Even a dummy dictator is still a dictator

Yes, the “No Kings” rallies on Saturday were massive, with millions taking to the streets in the U.S. and abroad. Yes, Donald Trump’s birthday parade was a costly joke. (He fell asleep.) And yes, he made the U.S. Army look like a third-world outfit. But that doesn’t mean he’s done. Not by a long shot.
Trump 2.0 has already put in place a surveillance regime that, while it may not yet rival China’s, is still autocratic by nature and a grave insult to the American spirit. A Bluesky thread from Friday night foreshadowed this story today from The Guardian:
An Australian man who was detained upon arrival at Los Angeles airport and deported back to Melbourne says United States border officials told him it was due to his writing on pro-Palestine protests by university students.

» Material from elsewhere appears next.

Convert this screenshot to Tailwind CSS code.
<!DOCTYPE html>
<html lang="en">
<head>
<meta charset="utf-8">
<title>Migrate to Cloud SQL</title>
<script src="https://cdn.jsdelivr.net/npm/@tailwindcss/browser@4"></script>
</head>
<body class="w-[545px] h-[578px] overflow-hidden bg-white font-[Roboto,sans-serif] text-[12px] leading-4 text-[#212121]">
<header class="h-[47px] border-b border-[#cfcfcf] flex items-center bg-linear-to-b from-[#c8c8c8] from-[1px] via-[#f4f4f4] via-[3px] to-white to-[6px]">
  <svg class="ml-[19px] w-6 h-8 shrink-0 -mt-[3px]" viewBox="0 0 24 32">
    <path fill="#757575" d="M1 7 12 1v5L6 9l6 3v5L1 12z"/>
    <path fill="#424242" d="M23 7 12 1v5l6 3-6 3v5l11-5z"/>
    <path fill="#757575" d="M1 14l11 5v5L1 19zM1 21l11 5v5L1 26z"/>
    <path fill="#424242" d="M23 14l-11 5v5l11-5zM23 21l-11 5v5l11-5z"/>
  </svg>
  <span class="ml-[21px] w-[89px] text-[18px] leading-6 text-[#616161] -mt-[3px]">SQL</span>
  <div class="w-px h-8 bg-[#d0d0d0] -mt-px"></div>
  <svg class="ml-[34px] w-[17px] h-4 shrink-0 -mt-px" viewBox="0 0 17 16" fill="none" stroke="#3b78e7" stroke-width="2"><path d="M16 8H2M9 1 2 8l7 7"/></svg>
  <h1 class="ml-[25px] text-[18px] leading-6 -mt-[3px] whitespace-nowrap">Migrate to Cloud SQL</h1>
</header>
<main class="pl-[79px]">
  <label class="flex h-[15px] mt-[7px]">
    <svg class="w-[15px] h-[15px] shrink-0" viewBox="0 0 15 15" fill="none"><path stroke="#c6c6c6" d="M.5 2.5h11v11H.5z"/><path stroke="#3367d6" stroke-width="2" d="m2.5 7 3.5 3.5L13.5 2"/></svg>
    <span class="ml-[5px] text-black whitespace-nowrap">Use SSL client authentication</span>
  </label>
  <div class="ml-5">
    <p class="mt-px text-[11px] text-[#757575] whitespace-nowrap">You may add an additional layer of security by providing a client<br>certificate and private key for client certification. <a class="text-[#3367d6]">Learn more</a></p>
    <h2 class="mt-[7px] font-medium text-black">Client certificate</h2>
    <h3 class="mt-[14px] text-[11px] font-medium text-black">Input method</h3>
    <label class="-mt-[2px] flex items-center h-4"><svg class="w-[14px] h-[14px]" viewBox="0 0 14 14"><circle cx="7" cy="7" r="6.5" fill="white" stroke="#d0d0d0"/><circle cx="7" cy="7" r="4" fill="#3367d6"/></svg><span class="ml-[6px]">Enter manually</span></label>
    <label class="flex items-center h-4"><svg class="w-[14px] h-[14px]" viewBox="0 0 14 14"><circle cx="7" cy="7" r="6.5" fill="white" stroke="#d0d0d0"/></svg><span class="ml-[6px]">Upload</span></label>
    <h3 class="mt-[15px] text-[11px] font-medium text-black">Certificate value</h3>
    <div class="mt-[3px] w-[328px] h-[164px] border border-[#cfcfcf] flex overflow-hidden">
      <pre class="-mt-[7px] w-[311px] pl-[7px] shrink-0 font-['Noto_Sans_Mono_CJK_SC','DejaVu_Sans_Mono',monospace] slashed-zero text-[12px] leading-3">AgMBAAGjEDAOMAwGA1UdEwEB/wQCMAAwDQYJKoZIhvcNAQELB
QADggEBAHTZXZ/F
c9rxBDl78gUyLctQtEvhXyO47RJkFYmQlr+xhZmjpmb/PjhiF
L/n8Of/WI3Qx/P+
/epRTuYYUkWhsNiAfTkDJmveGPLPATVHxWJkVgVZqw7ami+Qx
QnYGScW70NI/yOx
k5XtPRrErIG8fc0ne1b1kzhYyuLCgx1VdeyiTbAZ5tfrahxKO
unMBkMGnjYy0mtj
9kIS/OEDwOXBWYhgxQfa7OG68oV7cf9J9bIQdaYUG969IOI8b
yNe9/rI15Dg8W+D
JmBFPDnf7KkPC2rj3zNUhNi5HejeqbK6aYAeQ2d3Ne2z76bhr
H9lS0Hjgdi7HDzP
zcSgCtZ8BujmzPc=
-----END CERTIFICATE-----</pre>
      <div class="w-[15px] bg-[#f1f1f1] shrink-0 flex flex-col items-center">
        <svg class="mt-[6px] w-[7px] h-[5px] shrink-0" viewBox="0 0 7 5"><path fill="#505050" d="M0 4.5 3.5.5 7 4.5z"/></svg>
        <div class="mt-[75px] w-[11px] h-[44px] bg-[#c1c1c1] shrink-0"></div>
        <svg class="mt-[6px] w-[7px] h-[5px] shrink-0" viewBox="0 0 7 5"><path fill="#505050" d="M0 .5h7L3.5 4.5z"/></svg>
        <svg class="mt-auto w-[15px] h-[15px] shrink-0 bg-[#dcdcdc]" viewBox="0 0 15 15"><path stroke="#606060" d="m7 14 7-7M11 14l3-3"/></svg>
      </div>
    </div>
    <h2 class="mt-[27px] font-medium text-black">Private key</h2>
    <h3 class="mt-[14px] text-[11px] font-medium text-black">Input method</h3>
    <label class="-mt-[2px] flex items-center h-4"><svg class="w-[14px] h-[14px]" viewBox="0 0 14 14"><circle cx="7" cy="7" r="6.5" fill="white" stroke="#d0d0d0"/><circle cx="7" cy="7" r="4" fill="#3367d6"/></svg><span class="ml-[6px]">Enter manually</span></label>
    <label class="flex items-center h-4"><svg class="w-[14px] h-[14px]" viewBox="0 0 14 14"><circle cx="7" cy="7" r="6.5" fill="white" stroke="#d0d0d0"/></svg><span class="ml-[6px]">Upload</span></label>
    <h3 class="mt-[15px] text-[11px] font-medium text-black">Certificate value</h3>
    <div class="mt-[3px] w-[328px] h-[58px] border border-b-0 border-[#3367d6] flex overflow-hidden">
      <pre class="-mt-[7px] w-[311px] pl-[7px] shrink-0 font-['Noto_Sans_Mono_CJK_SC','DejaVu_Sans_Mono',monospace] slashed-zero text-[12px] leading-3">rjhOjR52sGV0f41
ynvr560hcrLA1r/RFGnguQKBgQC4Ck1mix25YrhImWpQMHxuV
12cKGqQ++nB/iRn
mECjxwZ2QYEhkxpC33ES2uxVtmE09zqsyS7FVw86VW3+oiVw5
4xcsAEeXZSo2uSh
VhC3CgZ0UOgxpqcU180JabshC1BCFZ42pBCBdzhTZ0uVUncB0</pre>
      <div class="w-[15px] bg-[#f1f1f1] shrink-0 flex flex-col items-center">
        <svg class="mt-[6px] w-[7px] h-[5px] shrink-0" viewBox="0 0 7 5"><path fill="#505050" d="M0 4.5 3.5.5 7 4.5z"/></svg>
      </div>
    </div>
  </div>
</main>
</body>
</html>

Alistair Kitchen said he left Melbourne on Thursday bound for New York and was detained for 12 hours and interrogated by US Customs and Border Protection (CBP) officials during the stopover in Los Angeles.

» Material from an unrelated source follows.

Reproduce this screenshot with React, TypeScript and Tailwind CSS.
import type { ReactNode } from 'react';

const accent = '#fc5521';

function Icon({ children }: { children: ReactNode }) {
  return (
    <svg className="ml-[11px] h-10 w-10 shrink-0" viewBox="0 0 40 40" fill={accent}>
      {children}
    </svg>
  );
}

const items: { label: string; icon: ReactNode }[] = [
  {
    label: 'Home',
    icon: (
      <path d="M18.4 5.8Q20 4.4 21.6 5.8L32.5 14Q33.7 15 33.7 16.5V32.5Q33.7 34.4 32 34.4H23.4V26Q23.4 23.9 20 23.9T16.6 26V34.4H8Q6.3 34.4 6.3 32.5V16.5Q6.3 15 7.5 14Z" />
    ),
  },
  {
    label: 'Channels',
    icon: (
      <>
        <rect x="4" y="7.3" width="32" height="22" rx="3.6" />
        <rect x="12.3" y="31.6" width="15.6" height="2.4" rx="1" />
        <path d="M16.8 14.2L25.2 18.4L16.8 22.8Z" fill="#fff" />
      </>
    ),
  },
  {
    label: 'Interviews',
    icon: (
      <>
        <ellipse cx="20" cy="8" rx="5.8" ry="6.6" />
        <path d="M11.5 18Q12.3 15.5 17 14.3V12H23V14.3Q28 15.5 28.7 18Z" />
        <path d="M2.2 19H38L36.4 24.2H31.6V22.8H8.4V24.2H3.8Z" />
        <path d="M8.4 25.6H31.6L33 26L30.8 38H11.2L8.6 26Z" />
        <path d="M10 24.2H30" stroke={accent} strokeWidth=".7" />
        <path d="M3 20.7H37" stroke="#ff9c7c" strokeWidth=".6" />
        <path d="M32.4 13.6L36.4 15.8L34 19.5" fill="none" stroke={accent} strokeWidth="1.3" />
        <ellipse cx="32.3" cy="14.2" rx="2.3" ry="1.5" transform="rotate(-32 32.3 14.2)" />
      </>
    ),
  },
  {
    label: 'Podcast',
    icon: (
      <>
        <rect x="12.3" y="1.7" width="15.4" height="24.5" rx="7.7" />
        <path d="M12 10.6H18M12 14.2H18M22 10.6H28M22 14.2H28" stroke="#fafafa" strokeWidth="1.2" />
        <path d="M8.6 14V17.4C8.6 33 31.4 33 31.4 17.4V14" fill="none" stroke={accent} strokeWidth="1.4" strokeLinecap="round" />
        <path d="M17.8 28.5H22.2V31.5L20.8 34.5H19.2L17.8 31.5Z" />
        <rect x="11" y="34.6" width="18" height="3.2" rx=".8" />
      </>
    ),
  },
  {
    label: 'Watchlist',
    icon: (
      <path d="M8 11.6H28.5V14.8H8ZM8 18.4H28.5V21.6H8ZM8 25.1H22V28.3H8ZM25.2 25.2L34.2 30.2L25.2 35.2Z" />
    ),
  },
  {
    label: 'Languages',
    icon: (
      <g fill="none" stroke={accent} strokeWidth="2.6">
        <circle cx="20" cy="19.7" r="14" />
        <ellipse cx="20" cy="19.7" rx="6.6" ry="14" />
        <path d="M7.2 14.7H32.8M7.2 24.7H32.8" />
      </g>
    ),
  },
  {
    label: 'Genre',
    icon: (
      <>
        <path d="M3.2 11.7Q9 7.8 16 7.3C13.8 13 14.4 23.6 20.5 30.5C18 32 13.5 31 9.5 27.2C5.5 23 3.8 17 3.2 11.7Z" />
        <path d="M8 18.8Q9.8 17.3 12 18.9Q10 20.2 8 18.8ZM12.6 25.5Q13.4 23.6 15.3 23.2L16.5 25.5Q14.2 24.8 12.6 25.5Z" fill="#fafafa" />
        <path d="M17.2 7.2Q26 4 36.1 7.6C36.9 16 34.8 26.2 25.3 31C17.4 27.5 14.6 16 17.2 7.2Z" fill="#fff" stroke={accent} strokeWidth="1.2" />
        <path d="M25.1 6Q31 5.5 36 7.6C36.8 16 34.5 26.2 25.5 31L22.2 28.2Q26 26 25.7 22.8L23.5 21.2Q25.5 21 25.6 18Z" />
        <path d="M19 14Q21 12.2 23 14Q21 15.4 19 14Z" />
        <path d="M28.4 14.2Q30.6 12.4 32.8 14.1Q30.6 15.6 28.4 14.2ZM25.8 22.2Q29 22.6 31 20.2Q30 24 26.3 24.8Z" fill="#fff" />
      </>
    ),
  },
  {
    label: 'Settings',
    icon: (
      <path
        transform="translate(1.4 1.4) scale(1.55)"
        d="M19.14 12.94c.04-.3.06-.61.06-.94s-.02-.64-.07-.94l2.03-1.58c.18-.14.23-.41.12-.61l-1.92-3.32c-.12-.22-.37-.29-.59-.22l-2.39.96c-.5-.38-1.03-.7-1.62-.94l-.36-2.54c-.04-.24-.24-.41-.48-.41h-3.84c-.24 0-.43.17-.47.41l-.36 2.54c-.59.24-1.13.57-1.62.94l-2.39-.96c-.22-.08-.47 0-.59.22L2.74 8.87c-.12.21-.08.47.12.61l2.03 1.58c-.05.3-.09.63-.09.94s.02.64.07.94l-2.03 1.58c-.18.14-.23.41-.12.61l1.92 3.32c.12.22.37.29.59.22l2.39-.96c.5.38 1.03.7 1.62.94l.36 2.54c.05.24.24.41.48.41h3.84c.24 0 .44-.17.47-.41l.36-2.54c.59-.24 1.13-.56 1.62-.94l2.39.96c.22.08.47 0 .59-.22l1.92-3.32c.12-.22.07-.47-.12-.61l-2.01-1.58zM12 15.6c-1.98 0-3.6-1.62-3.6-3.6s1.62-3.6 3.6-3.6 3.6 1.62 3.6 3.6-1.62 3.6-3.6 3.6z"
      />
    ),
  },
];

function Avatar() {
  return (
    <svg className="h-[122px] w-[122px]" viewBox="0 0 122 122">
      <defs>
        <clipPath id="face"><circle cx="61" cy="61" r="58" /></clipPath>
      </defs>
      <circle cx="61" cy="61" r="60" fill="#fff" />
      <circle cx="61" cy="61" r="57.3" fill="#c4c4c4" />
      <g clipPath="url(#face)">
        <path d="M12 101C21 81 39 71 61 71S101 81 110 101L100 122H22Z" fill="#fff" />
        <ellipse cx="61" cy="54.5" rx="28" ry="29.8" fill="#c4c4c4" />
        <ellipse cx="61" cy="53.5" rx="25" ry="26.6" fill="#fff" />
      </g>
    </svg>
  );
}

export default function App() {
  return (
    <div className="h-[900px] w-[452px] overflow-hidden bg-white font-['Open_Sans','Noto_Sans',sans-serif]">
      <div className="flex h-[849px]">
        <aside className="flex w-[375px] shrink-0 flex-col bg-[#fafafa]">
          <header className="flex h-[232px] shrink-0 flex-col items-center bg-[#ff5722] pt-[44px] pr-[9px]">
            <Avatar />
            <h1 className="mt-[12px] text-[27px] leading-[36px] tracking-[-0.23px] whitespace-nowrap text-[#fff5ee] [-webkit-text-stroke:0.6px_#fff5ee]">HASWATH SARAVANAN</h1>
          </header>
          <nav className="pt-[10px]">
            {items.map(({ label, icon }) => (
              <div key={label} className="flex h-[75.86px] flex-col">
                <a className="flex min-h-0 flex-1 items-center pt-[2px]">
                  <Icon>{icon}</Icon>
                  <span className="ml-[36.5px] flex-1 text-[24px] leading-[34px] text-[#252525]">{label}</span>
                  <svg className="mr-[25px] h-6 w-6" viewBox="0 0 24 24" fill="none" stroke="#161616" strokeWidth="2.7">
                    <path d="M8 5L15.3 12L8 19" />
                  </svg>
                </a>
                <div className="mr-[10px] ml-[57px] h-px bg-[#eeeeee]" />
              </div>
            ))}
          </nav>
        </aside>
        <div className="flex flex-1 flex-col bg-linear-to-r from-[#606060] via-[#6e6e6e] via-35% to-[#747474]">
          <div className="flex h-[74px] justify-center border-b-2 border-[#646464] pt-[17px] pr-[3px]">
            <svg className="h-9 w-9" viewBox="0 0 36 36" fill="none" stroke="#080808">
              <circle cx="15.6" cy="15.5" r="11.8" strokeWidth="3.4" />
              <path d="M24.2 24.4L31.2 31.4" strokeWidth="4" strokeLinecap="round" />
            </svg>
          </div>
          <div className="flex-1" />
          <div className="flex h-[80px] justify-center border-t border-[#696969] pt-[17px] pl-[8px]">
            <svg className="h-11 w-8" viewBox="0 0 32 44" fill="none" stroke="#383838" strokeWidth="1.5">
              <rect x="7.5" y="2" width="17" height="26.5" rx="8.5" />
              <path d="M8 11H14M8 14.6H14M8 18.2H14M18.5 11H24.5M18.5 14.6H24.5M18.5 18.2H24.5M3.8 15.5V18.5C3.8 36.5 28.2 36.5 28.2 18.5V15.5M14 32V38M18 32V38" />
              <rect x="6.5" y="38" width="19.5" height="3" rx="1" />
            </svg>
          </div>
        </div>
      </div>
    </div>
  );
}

The 33-year-old said he was “clearly targeted for politically motivated reasons” and said officials spent more than 30 minutes questioning him about his views on Israel and Palestine including his “thoughts on Hamas”.
That was just the beginning.
“The CBP explicitly said to me, the reason you have been detained is because of your writing on the Columbia student protests,” he told Guardian Australia on Sunday. The US Department of Homeland Security has been contacted for comment.
The creative writing student had live in New York City and was getting his masters at Columbia. He wrote about the strudent protests on his personal blog (including some choice words for Donald Trump’s deportation regime) before returning to Australia in 2024. Cleaning up some of his social media comments was of no use.
“They had already prepared a file on me and already knew everything about me,” he said.
Kitchen said he agreed to give officials the passcode for his phone, which he now regretted.
“I had at that time, the wrong and false hope that once they realised I was, you know, just a Australian writer and not a threat to the US that they would let me in,” he said. “But then they took my phone away and began downloading it and searching it.”
Kitchen said he was “terrified of retribution and reprisal from the US government” for speaking out about his experience but he wanted people to know what had happened.
He urged other Australians who were detained upon arrival into the US to accept “immediate deportation” instead of handing their phones over the border officials.
I did not carry a sign on Saturday, but if I had it would have contained just two words: YOU’RE NEXT.